Kafka Streams では、データレコードのタイムスタンプを使用してストリームの進行状況を調整します。そのために、時刻に基づいてすべてのソースストリームの同期を試みます。デフォルトでは、Kafka Streams はアプリケーションに イベント時刻の処理セマンティクス を提供します。これは特に、アプリケーションで複数のストリーム(つまり Kafka トピック)を処理していて、大量の履歴データがある場合に重要になります。たとえば、分析アルゴリズムのバグ修正によってアプリケーションのビジネスロジックが大幅に変更され、過去のデータを再処理する必要が生じたとします。Kafka から大量の過去のデータを取得することは簡単ですが、フロー制御が適切でないと、トピックパーティション間でデータの処理が同期されず、誤った結果が生成される可能性があります。

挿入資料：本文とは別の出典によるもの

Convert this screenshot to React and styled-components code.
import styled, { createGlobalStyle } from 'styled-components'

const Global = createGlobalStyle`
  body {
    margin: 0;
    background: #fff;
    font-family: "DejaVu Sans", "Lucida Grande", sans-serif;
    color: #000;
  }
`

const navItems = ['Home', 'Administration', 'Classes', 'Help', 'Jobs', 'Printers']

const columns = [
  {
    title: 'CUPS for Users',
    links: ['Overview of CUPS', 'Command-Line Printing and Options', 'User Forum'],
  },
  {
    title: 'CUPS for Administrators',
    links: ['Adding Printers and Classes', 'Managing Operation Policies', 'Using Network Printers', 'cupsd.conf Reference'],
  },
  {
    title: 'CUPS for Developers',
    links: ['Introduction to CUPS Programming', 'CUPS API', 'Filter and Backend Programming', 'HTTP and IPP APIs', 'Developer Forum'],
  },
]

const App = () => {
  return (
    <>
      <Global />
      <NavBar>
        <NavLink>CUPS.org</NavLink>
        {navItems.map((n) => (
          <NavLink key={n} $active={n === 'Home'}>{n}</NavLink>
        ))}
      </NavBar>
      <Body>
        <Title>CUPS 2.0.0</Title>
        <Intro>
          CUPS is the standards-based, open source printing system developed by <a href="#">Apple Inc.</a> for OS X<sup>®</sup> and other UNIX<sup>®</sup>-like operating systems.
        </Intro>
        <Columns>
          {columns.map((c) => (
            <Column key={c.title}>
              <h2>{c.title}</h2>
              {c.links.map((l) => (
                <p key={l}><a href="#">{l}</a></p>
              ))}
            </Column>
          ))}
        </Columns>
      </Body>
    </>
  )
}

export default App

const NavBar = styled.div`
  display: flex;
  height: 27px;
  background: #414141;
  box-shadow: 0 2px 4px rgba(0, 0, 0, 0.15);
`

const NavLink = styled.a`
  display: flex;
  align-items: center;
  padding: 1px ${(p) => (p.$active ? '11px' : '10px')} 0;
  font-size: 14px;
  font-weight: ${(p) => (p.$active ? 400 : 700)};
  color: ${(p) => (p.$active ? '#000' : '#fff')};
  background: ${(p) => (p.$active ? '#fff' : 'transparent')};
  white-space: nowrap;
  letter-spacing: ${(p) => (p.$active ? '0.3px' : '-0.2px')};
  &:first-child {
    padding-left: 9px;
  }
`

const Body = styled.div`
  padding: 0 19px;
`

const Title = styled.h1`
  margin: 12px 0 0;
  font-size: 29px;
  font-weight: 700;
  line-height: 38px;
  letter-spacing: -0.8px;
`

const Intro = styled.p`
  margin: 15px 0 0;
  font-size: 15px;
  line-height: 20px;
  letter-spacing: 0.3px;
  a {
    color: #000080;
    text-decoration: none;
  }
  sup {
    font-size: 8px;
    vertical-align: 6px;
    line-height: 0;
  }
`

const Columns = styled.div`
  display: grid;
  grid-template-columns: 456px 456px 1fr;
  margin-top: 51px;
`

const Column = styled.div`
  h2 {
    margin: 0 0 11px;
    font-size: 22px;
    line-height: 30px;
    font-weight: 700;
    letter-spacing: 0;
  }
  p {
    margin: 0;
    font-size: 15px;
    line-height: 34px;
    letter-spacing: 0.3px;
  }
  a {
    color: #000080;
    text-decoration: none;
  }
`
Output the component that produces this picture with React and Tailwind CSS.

Streams の概念」のセクションで説明したように、Kafka Streams の各データレコードはタイムスタンプに関連付けられています。ストリームタスクは、ストリームレコードバッファ内のレコードのタイムスタンプに基づいて、すべての入力ストリームから次に処理する割り当てパーティションを決定します。ただし、Kafka Streams が処理のために 1 つのストリーム内のレコードを並べ替えることはありません。並べ替えると Kafka のデリバリーセマンティクスが崩れ、障害からの回復が難しくなるためです。ストリーム間で常に厳密にレコードのタイムスタンプに従って実行順序を適用できるとは限らないため、このフロー制御はベストエフォート型です。実際、厳密な実行順序を適用するには、システムがすべてのストリームからすべてのレコードを受け取るまで待つか(あまり現実的ではありません)、MillWheel のウォーターマーク のような、タイムスタンプ境界や発見的評価に関する追加情報を挿入する必要があります。

バックプレッシャー

Kafka Streams では、バックプレッシャーメカニズムは必要がないため使用されません。深さ優先の処理戦略により、Kafka から消費された各レコードは、プロセッサーの(サブ)トポロジー全体を通して処理され、(必要に応じて)|ak| に書き戻されてから、次のレコードが処理されます。結果として、接続された 2 つのストリームプロセッサー間でレコードがメモリー内にバッファリングされることはありません。また、Kafka Streams が内部で利用する Kafka のコンシューマークライアントは、プルベースのメッセージングモデルで動作します。このモデルでは、受信データレコードの読み取り速度をダウンストリームプロセッサーが制御できます。

独立した複数のサブトポロジーを含むプロセッサートポロジーの場合も同様で、互いに独立して処理されます(「並列処理モデル」を参照)。たとえば、次のコードで定義されるトポロジーには、2 つの独立したサブトポロジーがあります。

stream1.to("my-topic");
stream2 = builder.stream("my-topic");

サブトポロジー間のデータ交換は Kafka 経由で行われ、直接的なデータ交換は発生しません(上の例では、データは "my-topic" というトピックを介して交換されます)。したがって、このシナリオでもバックプレッシャーメカニズムは必要ありません。